# Need help identifying turbo housing and compressor wheels.



## Haterz (Jul 31, 2003)

I have a project I'm working on and I need to identify the housing and two compressor wheels that I plan on using, so I can try to figure out what the final setup will push at a given impeller speed, ie what will the psi and cfm be when the compressor wheel is spinning at say 30,000rpm for a 3.0l engine. 

I purchased a very large turbo housing and two large wheels, the housing is about 9 3/4" top to bottom, the inlet has a 3" i.d. outlet is 2 11/16, the lettering reads A W.I. A\R .95 M24. The wheels are 2.74"/4.99' and the other is 3.27"/4.99". I can machine the housing to either wheel. If there is a site or a specific person that can help me, or just a way to go about figuring this out, please post.
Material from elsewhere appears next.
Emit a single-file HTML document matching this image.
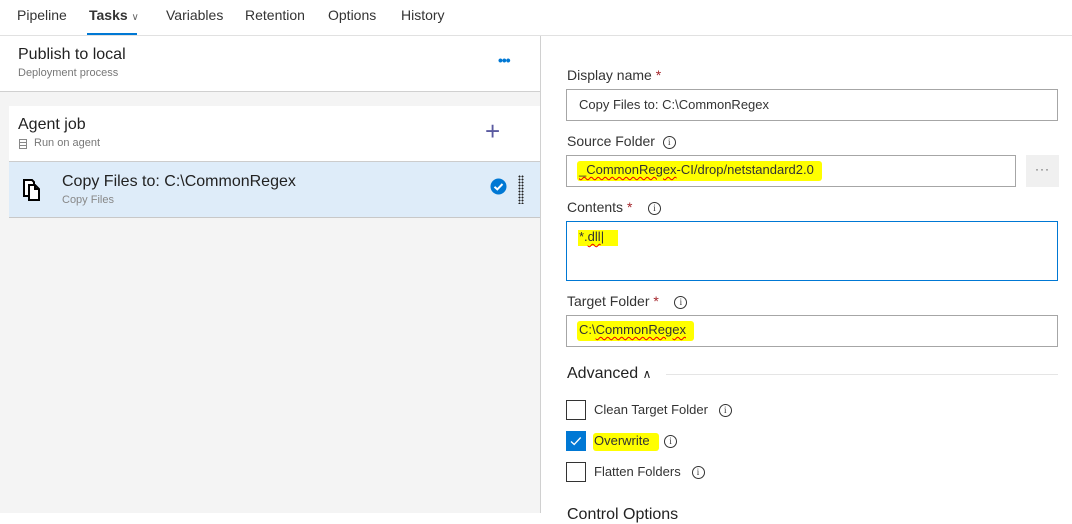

Yes, I'm a noob  

Chris


----------



## asleepz (Feb 24, 2004)

Please don't tell me your going to put a big ole turbo like that on your Maxima... Can we say TURBO LAG!


----------



## Haterz (Jul 31, 2003)

asleepz said:


> Please don't tell me your going to put a big ole turbo like that on your Maxima... Can we say TURBO LAG!


It will be a supercharger, that will only run at a specific compressor wheel rpm, I would like to run around 8 psi, so I need to find out what speed the impeller needs to spin with the housing I have. 

If anything I need to know how to go about getting this kind of information, such as a site or specific forum. 

Chris


----------